Reconstituer la bioéthique pour sauver la démocratie ?

Publié le 6 Oct, 2008

A l’occasion de la prochaine révision des lois de bioéthique et soixante ans après l’adoption de la Déclaration universelle des droits de l’homme, Emmanuel Hirsch, directeur du département de recherche en éthique à l’université Paris-Sud XI, rappelle que les professionnels de santé doivent appliquer dans leur mission auprès des personnes vulnérables et menacées dans leur dignité, le respect des valeurs qui fondent la démocratie.

Ceux qui œuvrent au quotidien dans le soin et la recherche “comprennent le processus engagé après la Shoah comme relevant d’une responsabilité qui les concerne de manière spécifique” et de ce fait la “prise en compte des réflexions développées depuis le code de Nuremberg (1947) s’avère d’autant plus indispensable” que ces professionnels se trouvent confrontés à “des actes qui pourraient mettre en danger la dignité humaine par un usage impropre de la biologie et de la médecine“.

Un large débat public est donc indispensable, qui ne peut être le seul apanage des organismes éthiques car ceux-ci “ne semblent plus en capacité d’énoncer seuls de manière convaincante” les repères nécessaires. Il faudra avoir le courage de comprendre “nos responsabilités personnelles“, “avoir le courage de les assumer“, et repenser les fondements mêmes de nos lois de bioéthique.

Aucun organisme ne peut aujourd’hui certifier que les encadrements successifs fixés par la loi, résisteront à la quête effrénée de victoires promises sur la maladie et sur la mort, de performances scientifiques et de résultats économiques. La fascination pour ces “progrès” est si grande que la simple interrogation sur leur légitimité devient un affront et l’on peut craindre que les Droits de l’homme deviennent peu à peu, une notion obsolète. Procréation médicalement assistée, tests génétiques, prélèvements d’organes, interventions sur le génome humain, mort médicalement assistée : “les fondements ainsi que la vocation du soin ne sont-ils pas bafoués en trop de circonstances, au risque de considérer tolérables des mentalités, des procédures et des actes préjudiciables à l’idée même de dignité humaine ?” “Les pratiques extrêmes de la biomédecine induisent des représentations de l’homme et de la vie qui abolissent progressivement les principes mêmes de la civilisation.”

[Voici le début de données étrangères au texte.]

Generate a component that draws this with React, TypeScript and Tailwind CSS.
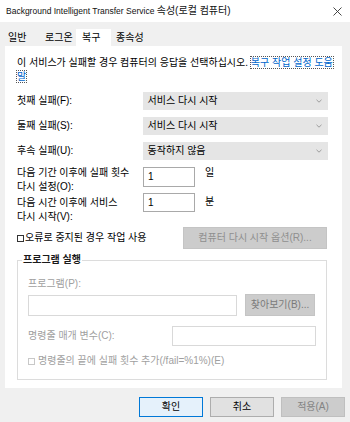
import React from "react";

const Chevron = () => (
  <svg width="6" height="4" viewBox="0 0 6 4" fill="none">
    <path d="M0.5 0.8L3 3.2L5.5 0.8" stroke="#8a8a8a" strokeWidth="0.8" />
  </svg>
);

function Combo({ value }: { value: string }) {
  return (
    <div className="w-[186px] h-[18px] bg-[#e5e5e5] flex items-center justify-between pl-[5px] pr-[6px]">
      <span>{value}</span>
      <Chevron />
    </div>
  );
}

function Button({ label, kind }: { label: string; kind: "default" | "normal" | "disabled" }) {
  const style =
    kind === "default"
      ? "bg-[#e5f1fb] border-[#0078d7] text-black"
      : kind === "normal"
      ? "bg-[#e1e1e1] border-[#adadad] text-black"
      : "bg-[#cccccc] border-[#bfbfbf] text-[#838383]";
  return (
    <div className={`w-[64px] h-[20px] border flex items-center justify-center ${style}`}>
      {label}
    </div>
  );
}

export default function App() {
  return (
    <div className="w-[350px] h-[422px] bg-[#f0f0f0] flex flex-col overflow-hidden text-[10px] leading-[14px] text-black font-['Segoe_UI','Liberation_Sans','Noto_Sans_CJK_KR',sans-serif]">
      {/* Title bar */}
      <div className="h-[22px] shrink-0 bg-white flex items-center justify-between pl-[6px] pr-[8px]">
        <span className="text-[#111] text-[8.5px]">
          Background Intelligent Transfer Service <span className="text-[10px]">속성(로컬 컴퓨터)</span>
        </span>
        <svg width="9" height="9" viewBox="0 0 9 9" fill="none">
          <path d="M0.5 0.5L8.5 8.5M8.5 0.5L0.5 8.5" stroke="#333" strokeWidth="0.9" />
        </svg>
      </div>

      {/* Tabs */}
      <div className="h-[24px] shrink-0 flex items-end pl-[8px]">
        <span className="w-[37px] pb-[1px]">일반</span>
        <span className="w-[31px] pb-[1px]">로그온</span>
        <span className="w-[35px] h-[17px] bg-white pl-[6px] pt-[2px]">복구</span>
        <span className="ml-[5px] pb-[1px]">종속성</span>
      </div>

      {/* Page */}
      <div className="ml-[5px] w-[337px] h-[342px] shrink-0 bg-white pl-[12px] pr-[14px] pt-[10px] flex flex-col">
        <p className="whitespace-nowrap">
          이 서비스가 실패할 경우 컴퓨터의 응답을 선택하십시오.{" "}
          <span className="text-[#0066cc] outline outline-1 outline-dotted outline-[#555]">복구 작업 설정 도움</span>
          <br />
          <span className="text-[#0066cc] outline outline-1 outline-dotted outline-[#555]">말</span>
        </p>

        <div className="mt-[8px] flex flex-col gap-[7px]">
          <div className="flex items-center h-[18px]">
            <span className="w-[126px]">첫째 실패(F):</span>
            <Combo value="서비스 다시 시작" />
          </div>
          <div className="flex items-center h-[18px]">
            <span className="w-[126px]">둘째 실패(S):</span>
            <Combo value="서비스 다시 시작" />
          </div>
          <div className="flex items-center h-[18px]">
            <span className="w-[126px]">후속 실패(U):</span>
            <Combo value="동작하지 않음" />
          </div>
        </div>

        {/* Reset counters */}
        <div className="mt-[6px] h-[27px] flex items-start">
          <span className="w-[126px]">
            다음 기간 이후에 실패 횟수
            <br />
            다시 설정(O):
          </span>
          <div className="mt-[1px] w-[52px] h-[20px] border border-[#a9a9a9] pl-[4px] flex items-center">1</div>
          <span className="ml-[10px]">일</span>
        </div>
        <div className="h-[31px] flex items-start">
          <span className="w-[126px] pt-[3px]">
            다음 시간 이후에 서비스
            <br />
            다시 시작(V):
          </span>
          <div className="w-[52px] h-[19px] border border-[#a9a9a9] pl-[4px] flex items-center">1</div>
          <span className="ml-[10px] pt-[2px]">분</span>
        </div>

        {/* Stop with errors */}
        <div className="mt-[3px] h-[22px] flex items-center justify-between">
          <label className="flex items-center">
            <span className="w-[7px] h-[7px] border border-[#333]" />
            <span className="ml-[1px]">오류로 중지된 경우 작업 사용</span>
          </label>
          <div className="mr-[1px] w-[144px] h-[22px] bg-[#cccccc] border border-[#c4c4c4] flex items-center justify-center text-[#8f8f8f]">
            컴퓨터 다시 시작 옵션(R)...
          </div>
        </div>

        {/* Run program */}
        <fieldset className="mt-[4px] w-[310px] border border-[#dcdcdc] pl-[4px] pb-[11px]">
          <legend className="px-[1px] font-bold text-[#1a1a1a]">프로그램 실행</legend>
          <div className="pl-[6px] pr-[10px] flex flex-col text-[#a0a0a0]">
            <span className="mt-[10px]">프로그램(P):</span>
            <div className="mt-[3px] flex items-center">
              <div className="w-[209px] h-[21px] border border-[#d9d9d9] bg-white" />
              <div className="ml-[8px] w-[70px] h-[22px] bg-[#cccccc] border border-[#c4c4c4] flex items-center justify-center text-[#7a7a7a]">
                찾아보기(B)...
              </div>
            </div>
            <div className="mt-[10px] h-[20px] flex items-center justify-between">
              <span>명령줄 매개 변수(C):</span>
              <div className="w-[144px] h-[20px] border border-[#d9d9d9] bg-white" />
            </div>
            <div className="mt-[8px] flex items-center">
              <span className="w-[7px] h-[7px] border border-[#c8c8c8]" />
              <span className="ml-[3px]">명령줄의 끝에 실패 횟수 추가(/fail=%1%)(E)</span>
            </div>
          </div>
        </fieldset>
      </div>

      {/* Dialog buttons */}
      <div className="mt-[9px] flex justify-end gap-[7px] pr-[5px]">
        <Button label="확인" kind="default" />
        <Button label="취소" kind="normal" />
        <Button label="적용(A)" kind="disabled" />
      </div>
    </div>
  );
}
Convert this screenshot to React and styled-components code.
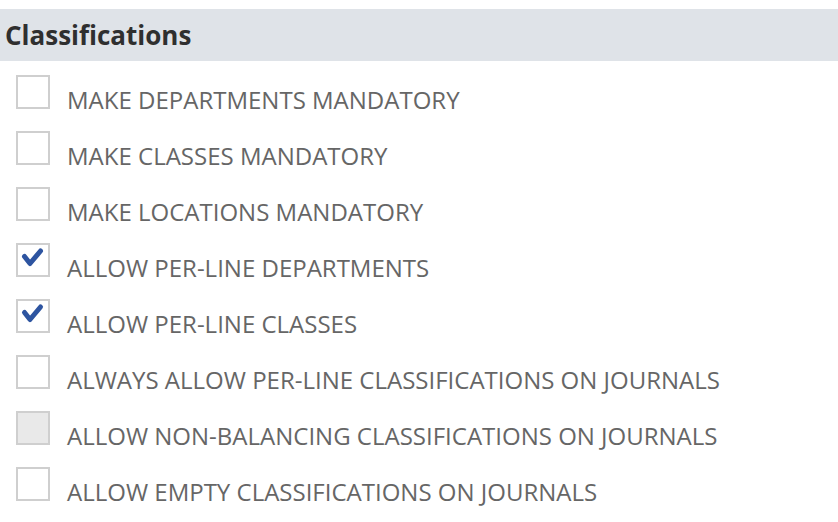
import styled, { createGlobalStyle } from "styled-components";

const GlobalStyle = createGlobalStyle`
  body {
    margin: 0;
    background: #fff;
    font-family: "Open Sans", "Liberation Sans", sans-serif;
  }
`;

const Panel = styled.div`
  padding-top: 9px;
`;

const Header = styled.div`
  height: 52px;
  background: #dfe3e8;
  display: flex;
  align-items: center;
  padding-left: 5px;
  font-size: 26px;
  font-weight: 700;
  color: #2f2f2f;
`;

const List = styled.div`
  display: flex;
  flex-direction: column;
  padding-top: 14px;
`;

const Row = styled.label`
  display: flex;
  align-items: flex-start;
  height: 56px;
  padding-left: 16px;
`;

const Box = styled.span`
  box-sizing: border-box;
  width: 34px;
  height: 34px;
  border: 2px solid #cfcfcf;
  background: ${(p) => (p.disabled ? "#e9e9e9" : "#fff")};
  display: flex;
  flex-shrink: 0;
`;

const Text = styled.span`
  margin-left: 17px;
  margin-top: 11px;
  font-size: 24px;
  line-height: 28px;
  color: #666;
`;

const Check = () => (
  <svg width="30" height="30" viewBox="0 0 30 30">
    <path
      d="M6.5 11.5 L12 18.5 L22.5 6"
      fill="none"
      stroke="#2d54a0"
      strokeWidth="5"
      strokeLinecap="round"
      strokeLinejoin="round"
    />
  </svg>
);

const items = [
  { label: "MAKE DEPARTMENTS MANDATORY" },
  { label: "MAKE CLASSES MANDATORY" },
  { label: "MAKE LOCATIONS MANDATORY" },
  { label: "ALLOW PER-LINE DEPARTMENTS", checked: true },
  { label: "ALLOW PER-LINE CLASSES", checked: true },
  { label: "ALWAYS ALLOW PER-LINE CLASSIFICATIONS ON JOURNALS" },
  { label: "ALLOW NON-BALANCING CLASSIFICATIONS ON JOURNALS", disabled: true },
  { label: "ALLOW EMPTY CLASSIFICATIONS ON JOURNALS" },
];

export default function App() {
  return (
    <>
      <GlobalStyle />
      <Panel>
        <Header>Classifications</Header>
        <List>
          {items.map((item) => (
            <Row key={item.label}>
              <Box disabled={item.disabled}>{item.checked && <Check />}</Box>
              <Text>{item.label}</Text>
            </Row>
          ))}
        </List>
      </Panel>
    </>
  );
}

Emmanuel Hirsch invite donc à une réflexion pluraliste basée sur des fondements cohérents et transparents “qui incarnent une conception forte de l’idée d’humanité“, au risque de devoir “refonder la bioéthique.” “ll y va d’enjeux démocratiques évidents.”

Emmanuel Hirsch étant également directeur de l’Espace éthique de l’Assistance Publique – Hôpitaux de Paris (AP-HP), nous annonçons que l’Organisation mondiale de la santé (OMS) vient de désigner officiellement l’Espace éthique de l’AP-HP comme « Centre collaborateur ». Jusqu’à présent seules trois autres institutions à travers le monde collaboraient avec l’OMS spécifiquement sur les questions éthiques : au Chili, au Canada et aux États-Unis.